* _Stated goal_: Leave out the pictures; transcribe all else exactly.

* _Provided data_:
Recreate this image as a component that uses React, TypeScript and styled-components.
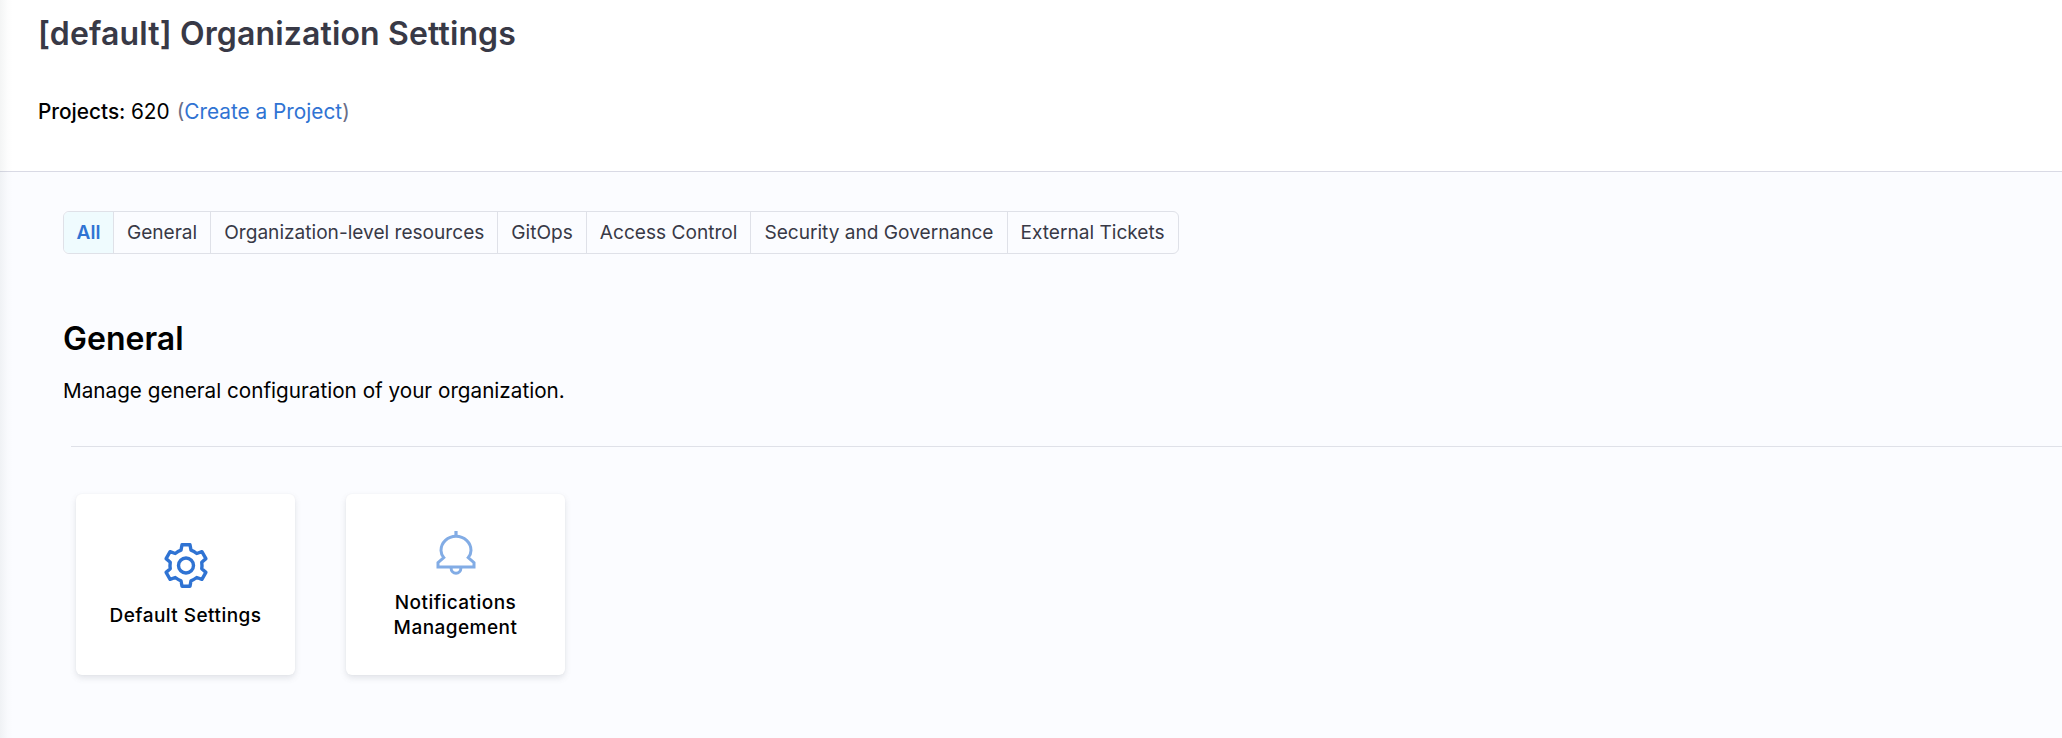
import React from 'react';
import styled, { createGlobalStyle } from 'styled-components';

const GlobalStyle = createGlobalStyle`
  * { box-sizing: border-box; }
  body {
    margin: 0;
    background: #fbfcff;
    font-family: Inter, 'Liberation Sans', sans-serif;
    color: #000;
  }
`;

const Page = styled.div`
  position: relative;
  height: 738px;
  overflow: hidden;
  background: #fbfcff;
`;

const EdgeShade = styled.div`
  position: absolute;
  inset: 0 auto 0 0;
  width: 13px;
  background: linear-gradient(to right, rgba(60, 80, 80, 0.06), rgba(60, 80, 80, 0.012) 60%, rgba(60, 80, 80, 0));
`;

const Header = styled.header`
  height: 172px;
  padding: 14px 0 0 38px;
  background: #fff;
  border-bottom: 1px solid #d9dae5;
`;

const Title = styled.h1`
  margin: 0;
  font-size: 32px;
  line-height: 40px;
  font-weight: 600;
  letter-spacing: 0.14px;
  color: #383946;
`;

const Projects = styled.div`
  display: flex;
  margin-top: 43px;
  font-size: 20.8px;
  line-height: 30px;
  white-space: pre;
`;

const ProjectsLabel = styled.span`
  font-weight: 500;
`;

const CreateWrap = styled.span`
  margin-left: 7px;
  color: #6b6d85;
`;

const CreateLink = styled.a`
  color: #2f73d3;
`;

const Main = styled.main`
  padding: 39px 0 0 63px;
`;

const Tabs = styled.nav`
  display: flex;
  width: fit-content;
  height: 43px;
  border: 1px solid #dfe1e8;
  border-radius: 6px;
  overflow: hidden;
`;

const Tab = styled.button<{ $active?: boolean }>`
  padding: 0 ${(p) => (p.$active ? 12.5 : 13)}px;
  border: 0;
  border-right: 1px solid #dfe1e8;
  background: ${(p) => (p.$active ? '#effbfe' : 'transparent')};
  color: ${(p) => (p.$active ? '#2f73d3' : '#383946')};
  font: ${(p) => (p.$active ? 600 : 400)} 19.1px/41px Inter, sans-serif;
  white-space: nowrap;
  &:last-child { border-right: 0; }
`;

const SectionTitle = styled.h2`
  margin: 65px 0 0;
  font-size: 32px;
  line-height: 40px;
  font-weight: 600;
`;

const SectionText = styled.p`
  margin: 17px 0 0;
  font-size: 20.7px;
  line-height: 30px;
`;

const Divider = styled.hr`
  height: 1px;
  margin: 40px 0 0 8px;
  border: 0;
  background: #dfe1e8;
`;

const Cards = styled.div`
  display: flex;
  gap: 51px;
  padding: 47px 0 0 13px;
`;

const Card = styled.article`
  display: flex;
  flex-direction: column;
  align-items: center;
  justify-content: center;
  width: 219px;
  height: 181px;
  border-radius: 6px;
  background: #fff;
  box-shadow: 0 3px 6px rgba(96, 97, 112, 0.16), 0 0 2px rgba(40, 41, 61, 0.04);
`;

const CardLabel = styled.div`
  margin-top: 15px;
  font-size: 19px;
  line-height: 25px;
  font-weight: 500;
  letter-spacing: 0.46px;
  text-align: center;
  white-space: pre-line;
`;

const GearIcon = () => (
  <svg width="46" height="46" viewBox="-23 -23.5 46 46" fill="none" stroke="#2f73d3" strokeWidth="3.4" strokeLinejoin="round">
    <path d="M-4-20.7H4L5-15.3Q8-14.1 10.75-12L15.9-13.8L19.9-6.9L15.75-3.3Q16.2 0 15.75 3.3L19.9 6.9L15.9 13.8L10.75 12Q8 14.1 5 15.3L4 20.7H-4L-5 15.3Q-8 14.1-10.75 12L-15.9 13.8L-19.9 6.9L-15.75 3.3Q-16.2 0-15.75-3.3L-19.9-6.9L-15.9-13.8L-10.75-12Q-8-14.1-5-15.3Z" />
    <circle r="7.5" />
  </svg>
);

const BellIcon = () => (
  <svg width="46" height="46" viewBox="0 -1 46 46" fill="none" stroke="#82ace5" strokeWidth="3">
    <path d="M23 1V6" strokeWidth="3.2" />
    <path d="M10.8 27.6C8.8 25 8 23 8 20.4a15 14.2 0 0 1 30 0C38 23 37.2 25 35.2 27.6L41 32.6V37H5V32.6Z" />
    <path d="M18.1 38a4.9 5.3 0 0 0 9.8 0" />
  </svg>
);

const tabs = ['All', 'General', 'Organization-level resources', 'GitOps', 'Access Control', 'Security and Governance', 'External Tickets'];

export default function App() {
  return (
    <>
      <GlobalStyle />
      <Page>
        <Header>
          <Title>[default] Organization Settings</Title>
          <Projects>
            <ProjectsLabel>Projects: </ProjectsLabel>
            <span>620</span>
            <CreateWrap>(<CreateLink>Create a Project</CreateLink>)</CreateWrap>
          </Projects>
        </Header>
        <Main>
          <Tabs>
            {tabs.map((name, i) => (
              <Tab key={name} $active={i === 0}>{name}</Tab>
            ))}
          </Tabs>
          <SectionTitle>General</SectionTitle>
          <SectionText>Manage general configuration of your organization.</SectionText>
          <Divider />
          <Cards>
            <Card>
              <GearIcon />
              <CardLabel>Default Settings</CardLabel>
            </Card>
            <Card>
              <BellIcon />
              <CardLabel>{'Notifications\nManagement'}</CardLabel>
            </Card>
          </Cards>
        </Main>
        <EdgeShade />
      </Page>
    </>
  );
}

* _Expected output_:
Recreate this image as a component that uses React, TypeScript and styled-components.
import React from 'react';
import styled, { createGlobalStyle } from 'styled-components';

const GlobalStyle = createGlobalStyle`
  * { box-sizing: border-box; }
  body {
    margin: 0;
    background: #fbfcff;
    font-family: Inter, 'Liberation Sans', sans-serif;
    color: #000;
  }
`;

const Page = styled.div`
  position: relative;
  height: 738px;
  overflow: hidden;
  background: #fbfcff;
`;

const EdgeShade = styled.div`
  position: absolute;
  inset: 0 auto 0 0;
  width: 13px;
  background: linear-gradient(to right, rgba(60, 80, 80, 0.06), rgba(60, 80, 80, 0.012) 60%, rgba(60, 80, 80, 0));
`;

const Header = styled.header`
  height: 172px;
  padding: 14px 0 0 38px;
  background: #fff;
  border-bottom: 1px solid #d9dae5;
`;

const Title = styled.h1`
  margin: 0;
  font-size: 32px;
  line-height: 40px;
  font-weight: 600;
  letter-spacing: 0.14px;
  color: #383946;
`;

const Projects = styled.div`
  display: flex;
  margin-top: 43px;
  font-size: 20.8px;
  line-height: 30px;
  white-space: pre;
`;

const ProjectsLabel = styled.span`
  font-weight: 500;
`;

const CreateWrap = styled.span`
  margin-left: 7px;
  color: #6b6d85;
`;

const CreateLink = styled.a`
  color: #2f73d3;
`;

const Main = styled.main`
  padding: 39px 0 0 63px;
`;

const Tabs = styled.nav`
  display: flex;
  width: fit-content;
  height: 43px;
  border: 1px solid #dfe1e8;
  border-radius: 6px;
  overflow: hidden;
`;

const Tab = styled.button<{ $active?: boolean }>`
  padding: 0 ${(p) => (p.$active ? 12.5 : 13)}px;
  border: 0;
  border-right: 1px solid #dfe1e8;
  background: ${(p) => (p.$active ? '#effbfe' : 'transparent')};
  color: ${(p) => (p.$active ? '#2f73d3' : '#383946')};
  font: ${(p) => (p.$active ? 600 : 400)} 19.1px/41px Inter, sans-serif;
  white-space: nowrap;
  &:last-child { border-right: 0; }
`;

const SectionTitle = styled.h2`
  margin: 65px 0 0;
  font-size: 32px;
  line-height: 40px;
  font-weight: 600;
`;

const SectionText = styled.p`
  margin: 17px 0 0;
  font-size: 20.7px;
  line-height: 30px;
`;

const Divider = styled.hr`
  height: 1px;
  margin: 40px 0 0 8px;
  border: 0;
  background: #dfe1e8;
`;

const Cards = styled.div`
  display: flex;
  gap: 51px;
  padding: 47px 0 0 13px;
`;

const Card = styled.article`
  display: flex;
  flex-direction: column;
  align-items: center;
  justify-content: center;
  width: 219px;
  height: 181px;
  border-radius: 6px;
  background: #fff;
  box-shadow: 0 3px 6px rgba(96, 97, 112, 0.16), 0 0 2px rgba(40, 41, 61, 0.04);
`;

const CardLabel = styled.div`
  margin-top: 15px;
  font-size: 19px;
  line-height: 25px;
  font-weight: 500;
  letter-spacing: 0.46px;
  text-align: center;
  white-space: pre-line;
`;

const GearIcon = () => (
  <svg width="46" height="46" viewBox="-23 -23.5 46 46" fill="none" stroke="#2f73d3" strokeWidth="3.4" strokeLinejoin="round">
    <path d="M-4-20.7H4L5-15.3Q8-14.1 10.75-12L15.9-13.8L19.9-6.9L15.75-3.3Q16.2 0 15.75 3.3L19.9 6.9L15.9 13.8L10.75 12Q8 14.1 5 15.3L4 20.7H-4L-5 15.3Q-8 14.1-10.75 12L-15.9 13.8L-19.9 6.9L-15.75 3.3Q-16.2 0-15.75-3.3L-19.9-6.9L-15.9-13.8L-10.75-12Q-8-14.1-5-15.3Z" />
    <circle r="7.5" />
  </svg>
);

const BellIcon = () => (
  <svg width="46" height="46" viewBox="0 -1 46 46" fill="none" stroke="#82ace5" strokeWidth="3">
    <path d="M23 1V6" strokeWidth="3.2" />
    <path d="M10.8 27.6C8.8 25 8 23 8 20.4a15 14.2 0 0 1 30 0C38 23 37.2 25 35.2 27.6L41 32.6V37H5V32.6Z" />
    <path d="M18.1 38a4.9 5.3 0 0 0 9.8 0" />
  </svg>
);

const tabs = ['All', 'General', 'Organization-level resources', 'GitOps', 'Access Control', 'Security and Governance', 'External Tickets'];

export default function App() {
  return (
    <>
      <GlobalStyle />
      <Page>
        <Header>
          <Title>[default] Organization Settings</Title>
          <Projects>
            <ProjectsLabel>Projects: </ProjectsLabel>
            <span>620</span>
            <CreateWrap>(<CreateLink>Create a Project</CreateLink>)</CreateWrap>
          </Projects>
        </Header>
        <Main>
          <Tabs>
            {tabs.map((name, i) => (
              <Tab key={name} $active={i === 0}>{name}</Tab>
            ))}
          </Tabs>
          <SectionTitle>General</SectionTitle>
          <SectionText>Manage general configuration of your organization.</SectionText>
          <Divider />
          <Cards>
            <Card>
              <GearIcon />
              <CardLabel>Default Settings</CardLabel>
            </Card>
            <Card>
              <BellIcon />
              <CardLabel>{'Notifications\nManagement'}</CardLabel>
            </Card>
          </Cards>
        </Main>
        <EdgeShade />
      </Page>
    </>
  );
}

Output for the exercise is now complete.